Down by the Salley Gardens

Water Willow. Dante Gabriel Rossetti. 1871.

 

Down by the Salley Gardens

William Butler Yeats, 1889

 

Down by the salley gardens, my love and I did meet.

She passed the salley gardens with little, snow-white feet.

She bid me take life easy, as the leaves grow on the tree;

But I, being young and foolish, with her did not agree.

 

In a field by a river, my love and I did stand,

And on my leaning shoulder she laid her snow-white hand.

She bid me take life easy, as the grass grows on the weirs;

But I was young and foolish and now am full of tears.

 

A Little Poetry—Yeats presented “Down by the Salley Gardens” (originally titled “An Old Song Resung”) as “an attempt to reconstruct an old song from three lines imperfectly remembered by an old peasant woman.”

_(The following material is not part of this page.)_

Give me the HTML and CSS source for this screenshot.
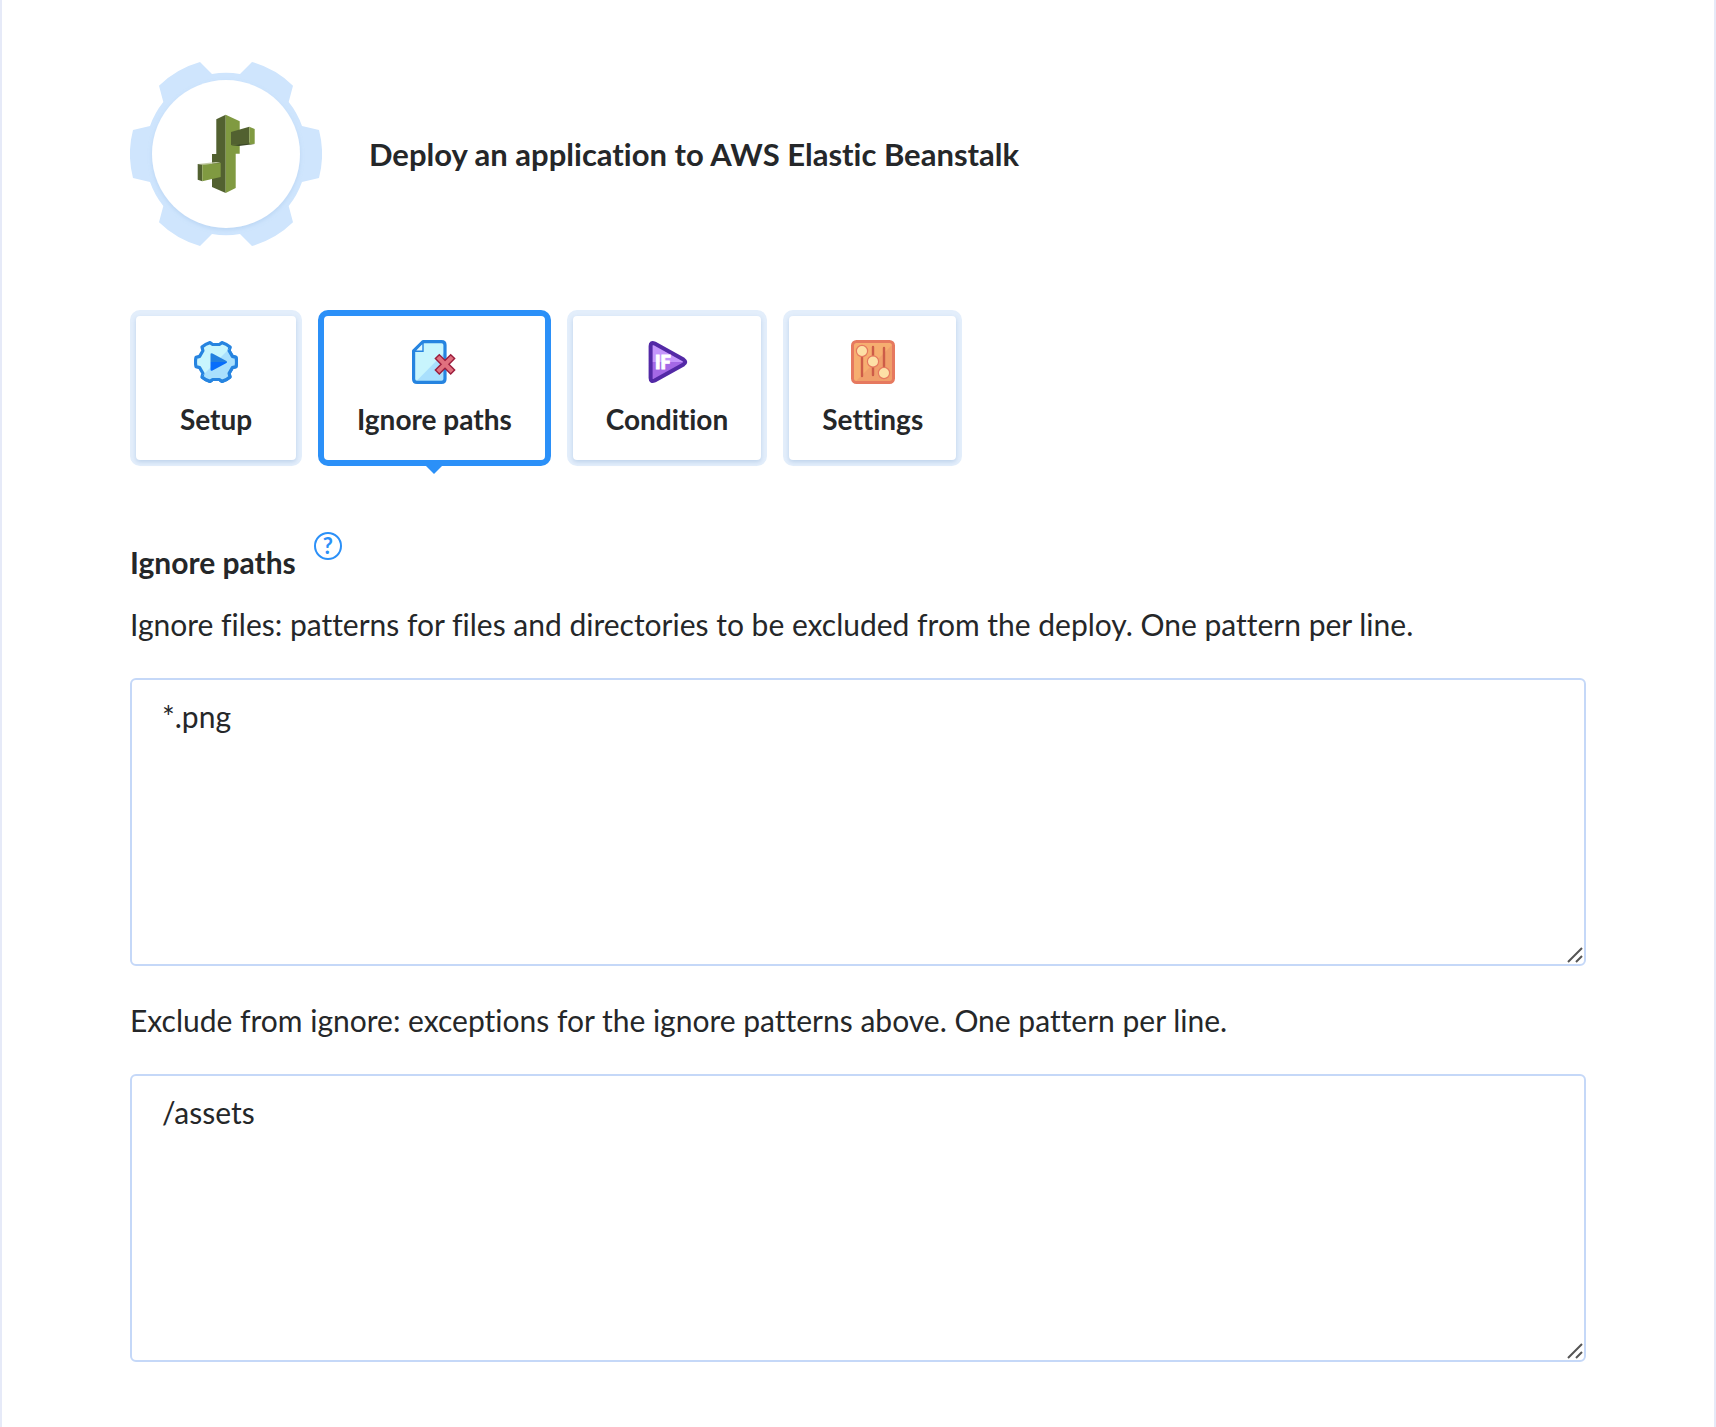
FILE: index.html
```html
<!DOCTYPE html>
<html lang="en">
<head>
<meta charset="utf-8">
<meta name="viewport" content="width=device-width, initial-scale=1">
<title>Deploy an application to AWS Elastic Beanstalk</title>
<link rel="stylesheet" href="styles.css">
</head>
<body>
<main class="panel">
  <header class="header">
    <svg class="header-icon" viewBox="0 0 192 184" aria-hidden="true">
      <defs>
        <filter id="disc-shadow" x="-10%" y="-10%" width="120%" height="120%">
          <feDropShadow dx="0" dy="2" stdDeviation="2" flood-color="#8cb4e0" flood-opacity=".3"/>
        </filter>
      </defs>
      <path fill="#cfe5fd" d="M70 0L82 12A81 81 0 0 1 110 12L122 0A96 96 0 0 1 163 23.700L158.700 40A81 81 0 0 1 172 64L189 68A96 96 0 0 1 189 116L172 120A81 81 0 0 1 158.700 144L163 160.300A96 96 0 0 1 122 184L110 172A81 81 0 0 1 82 172L70 184A96 96 0 0 1 29 160.300L33.300 144A81 81 0 0 1 20 120L3 116A96 96 0 0 1 3 68L20 64A81 81 0 0 1 33.300 40L29 23.700A96 96 0 0 1 70 0Z"/>
      <circle cx="96" cy="92" r="74" fill="#fff" filter="url(#disc-shadow)"/>
      <path fill="#526130" d="M95.700 52.700L86.300 57.300V92H82V125L95.700 131Z"/>
      <path fill="#809a41" d="M95.700 52.700L109.700 59.300V91.700H105.700V126L95.700 131Z"/>
      <path fill="#3c4929" d="M101 83.300L119.300 80.500L124.700 82L109 84Z"/>
      <path fill="#526130" d="M101 70L119.300 64.700V81.700L101 83Z"/>
      <path fill="#809a41" d="M119.300 64.700L124.700 67V81.700L119.300 82.500Z"/>
      <path fill="#c5cda9" d="M67.700 102L86 100L90.700 100.700L72.300 103Z"/>
      <path fill="#526130" d="M67.700 102L72.300 102.700V119.300L67.700 117.700Z"/>
      <path fill="#809a41" d="M72.300 102.700L90.700 101V115L72.300 119.300Z"/>
    </svg>
    <h1 class="title">Deploy an application to AWS Elastic Beanstalk</h1>
  </header>

  <nav class="tabs" aria-label="Action sections">
    <button class="tab" type="button">
      <svg class="tab-icon" viewBox="0 0 44 44" aria-hidden="true">
        <defs><clipPath id="gear-shade"><path d="M44 0V44H0Z"/></clipPath></defs>
        <path fill="#c8f5fd" stroke="#2684e0" stroke-width="3.200" stroke-linejoin="round" d="M38.400 16.400L42 17.400A20.500 20.500 0 0 1 42 26.600L38.400 27.600L35.100 33.300L36 37A20.500 20.500 0 0 1 28 41.400L25.300 39.500H18.700L16 41.400A20.500 20.500 0 0 1 8 37L8.900 33.300L5.600 27.600L2 26.600A20.500 20.500 0 0 1 2 17.400L5.600 16.400L8.900 10.700L8 7A20.500 20.500 0 0 1 16 2.600L18.700 4.500H25.300L28 2.600A20.500 20.500 0 0 1 36 7L35.100 10.700Z"/>
        <path clip-path="url(#gear-shade)" fill="#a9e0fd" stroke="#2684e0" stroke-width="3.200" stroke-linejoin="round" d="M38.400 16.400L42 17.400A20.500 20.500 0 0 1 42 26.600L38.400 27.600L35.100 33.300L36 37A20.500 20.500 0 0 1 28 41.400L25.300 39.500H18.700L16 41.400A20.500 20.500 0 0 1 8 37L8.900 33.300L5.600 27.600L2 26.600A20.500 20.500 0 0 1 2 17.400L5.600 16.400L8.900 10.700L8 7A20.500 20.500 0 0 1 16 2.600L18.700 4.500H25.300L28 2.600A20.500 20.500 0 0 1 36 7L35.100 10.700Z"/>
        <path fill="#2380df" d="M16.500 22V14.500Q16.500 12.500 18.500 13.500L32 20.800Q33 21.300 33 22Z"/>
        <path fill="#086dfb" d="M16.500 22V29.500Q16.500 31.500 18.500 30.500L32 23.200Q33 22.700 33 22Z"/>
      </svg>
      Setup
    </button>
    <button class="tab tab-active" type="button" aria-current="true">
      <svg class="tab-icon" viewBox="0 0 44 44" aria-hidden="true">
        <path fill="#c8f5fd" d="M11 1.600H29.500Q33 1.600 33 5V39Q33 42.400 29.500 42.400H5Q1.600 42.400 1.600 39V11Z"/>
        <path fill="#a9e0fd" d="M33 12V39Q33 42.400 29.500 42.400H3Z"/>
        <path fill="none" stroke="#2684e0" stroke-width="3.200" stroke-linejoin="round" d="M11 1.600H29.500Q33 1.600 33 5V39Q33 42.400 29.500 42.400H5Q1.600 42.400 1.600 39V11Z"/>
        <path fill="#e0f8ff" stroke="#2684e0" stroke-width="1.400" d="M11 2.500V11.300H2.500Z"/>
        <path fill="none" stroke="#9b1c3c" stroke-width="7" stroke-linecap="square" d="M27.300 18.600L38.700 30M38.700 18.600L27.300 30"/>
        <path fill="none" stroke="#e0707e" stroke-width="4.200" stroke-linecap="square" d="M27.300 18.600L38.700 30M38.700 18.600L27.300 30"/>
      </svg>
      Ignore paths
    </button>
    <button class="tab" type="button">
      <svg class="tab-icon" viewBox="0 0 44 44" aria-hidden="true">
        <path fill="#c596fb" d="M5 22V6Q6 1 11 4L38 19L41 22Z"/>
        <path fill="#a468e6" d="M5 22V38Q6 43 11 40L38 25L41 22Z"/>
        <path fill="none" stroke="#5329a6" stroke-width="4" stroke-linejoin="round" d="M5.600 6Q5.600 1.700 9.700 3.500L38.500 19.600Q42 22 38.500 24.400L9.700 40.500Q5.600 42.300 5.600 38Z"/>
        <text class="if-label" x="10" y="29">IF</text>
      </svg>
      Condition
    </button>
    <button class="tab" type="button">
      <svg class="tab-icon" viewBox="0 0 44 44" aria-hidden="true">
        <rect x="1.500" y="1.500" width="41" height="41" rx="4" fill="#f6ae70"/>
        <path fill="#f09f6b" d="M42 4V42H4Z"/>
        <rect x="1.500" y="1.500" width="41" height="41" rx="4" fill="none" stroke="#e6795f" stroke-width="3"/>
        <path stroke="#cd5c48" stroke-width="2.400" stroke-linecap="round" d="M11 11V36M22 7V35M33 8V33"/>
        <g fill="#fde0a6" stroke="#e6795f" stroke-width="1.200">
          <circle cx="11" cy="11" r="5.600"/><circle cx="22" cy="21.500" r="5.600"/><circle cx="33" cy="33" r="5.600"/>
        </g>
      </svg>
      Settings
    </button>
  </nav>

  <section class="section">
    <div class="section-head">
      <h2 class="section-title">Ignore paths</h2>
      <button class="help" type="button" aria-label="Help">?</button>
    </div>
    <div class="field">
      <label class="label" for="ignore">Ignore files: patterns for files and directories to be excluded from the deploy. One pattern per line.</label>
      <div class="area-wrap">
        <textarea class="area" id="ignore" spellcheck="false">*.png</textarea>
        <svg class="grip" viewBox="0 0 16 16" aria-hidden="true"><path d="M1 15L15 1M9 15L15 9"/></svg>
      </div>
    </div>
    <div class="field">
      <label class="label" for="exclude">Exclude from ignore: exceptions for the ignore patterns above. One pattern per line.</label>
      <div class="area-wrap">
        <textarea class="area" id="exclude" spellcheck="false">/assets</textarea>
        <svg class="grip" viewBox="0 0 16 16" aria-hidden="true"><path d="M1 15L15 1M9 15L15 9"/></svg>
      </div>
    </div>
  </section>
</main>
</body>
</html>
```
FILE: styles.css
```css
* {
  box-sizing: border-box;
}

body {
  margin: 0;
  background: #fff;
  color: #252729;
  font-family: Lato, "Liberation Sans", sans-serif;
  font-size: 30px;
  line-height: 40px;
  font-variant-ligatures: none;
}

.panel {
  min-height: 100vh;
  padding: 62px 128px;
  border: solid #e6eaf8;
  border-width: 0 2px;
}

.header {
  display: flex;
  align-items: center;
  gap: 47px;
}

.header-icon {
  flex: none;
  width: 192px;
  height: 184px;
}

.title {
  margin: 0;
  font-size: 31px;
  font-weight: 700;
}

.tabs {
  display: flex;
  flex-wrap: wrap;
  gap: 16px;
  margin-top: 64px;
}

.tab {
  position: relative;
  display: flex;
  flex-direction: column;
  align-items: center;
  gap: 15px;
  min-width: 172px;
  height: 156px;
  padding: 24px 33px;
  border: 6px solid #e3eefb;
  border-radius: 10px;
  background: #fff;
  color: inherit;
  font-family: inherit;
  font-size: 28px;
  font-weight: 700;
  line-height: 40px;
  font-variant-ligatures: inherit;
  cursor: pointer;
}

.tab::before {
  content: "";
  position: absolute;
  inset: 0;
  border-radius: 4px;
  box-shadow: 0 2px 4px rgba(80, 130, 190, .25);
  pointer-events: none;
}

.tab-active {
  border-color: #2b90f8;
}

.tab-active::before {
  box-shadow: none;
}

.tab-active::after {
  content: "";
  position: absolute;
  top: calc(100% + 6px);
  left: calc(50% - 8px);
  border: solid transparent;
  border-width: 8px 8px 0;
  border-top-color: #2b90f8;
}

.tab-icon {
  flex: none;
  width: 44px;
  height: 44px;
}

.if-label {
  fill: #fff;
  stroke: #fff;
  stroke-width: 1px;
  font: 900 18px Lato, sans-serif;
}

.section {
  margin-top: 66px;
}

.section-head {
  display: flex;
  align-items: flex-start;
  gap: 18px;
}

.section-title {
  margin: 10px 0 0;
  font-size: 30px;
  font-weight: 700;
}

.help {
  width: 28px;
  height: 28px;
  padding: 0;
  border: 2px solid #2b90f8;
  border-radius: 50%;
  background: none;
  color: #2b90f8;
  font: 700 22px/24px Lato, sans-serif;
  cursor: pointer;
}

.field {
  margin-top: 22px;
}

.field + .field {
  margin-top: 34px;
}

.label {
  display: block;
}

.area-wrap {
  position: relative;
  margin-top: 34px;
}

.area {
  display: block;
  width: 100%;
  height: 288px;
  padding: 16px 30px;
  border: 2px solid #c5d8f8;
  border-radius: 6px;
  outline: none;
  background: #fff;
  color: inherit;
  font: inherit;
  resize: none;
}

.grip {
  position: absolute;
  right: 3px;
  bottom: 3px;
  width: 16px;
  height: 16px;
  fill: none;
  stroke: #555;
  stroke-width: 2;
  pointer-events: none;
}
```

The word ‘salley’ suggests a garden of weeping willow trees. A ‘weir’ is a dam built across a river to control water levels.

A Little Music—In 1909, Hubert Hughs set Yeat’s poem to the wistful air “The Maids of the Mourne Shore.” You can listen to Roisin Reilly sing it on YouTube. <http://www.youtube.com/watch?feature=player_embedded&v=g5e8OJibhmI>

4 thoughts on “Down by the Salley Gardens”

  1. I love Yeats! I love his Celtic and sort of pre-Raphealite feel! Rossetti’s painting matches it perfectly.

    Another thought… I have a book of Christina Rossetti’s poems which has a portrait of her on the cover. Her face is very much like those which her brother paints—the eyes, the cheeks, and especially the mouth. That’s just what I believe…

    1. Have you read my favorite Yeats poem—”A Prayer for my Daughter”? It would be impossible to choose a favorite poem, but that one would be high on my list.

      Although Yeats was not a pre-Raphaelite himself, and eventually rejected that movement for a less romanticized naturalism, he and his family had many interactions with the pre-Raphaelites. The connection you see is definitely there.

      Christina Rossetti posed for many of her brother’s early works; the portrait you mention was likely his.

  2. I just looked up “A Prayer for my Daughter” and it is BEAUTIFUL! I loved it! Thanks for sharing! Just my type of poem. I greatly enjoyed the ending!

    Yes, you are right, Rossetti might have painted the portrait… I’ll have to check it out.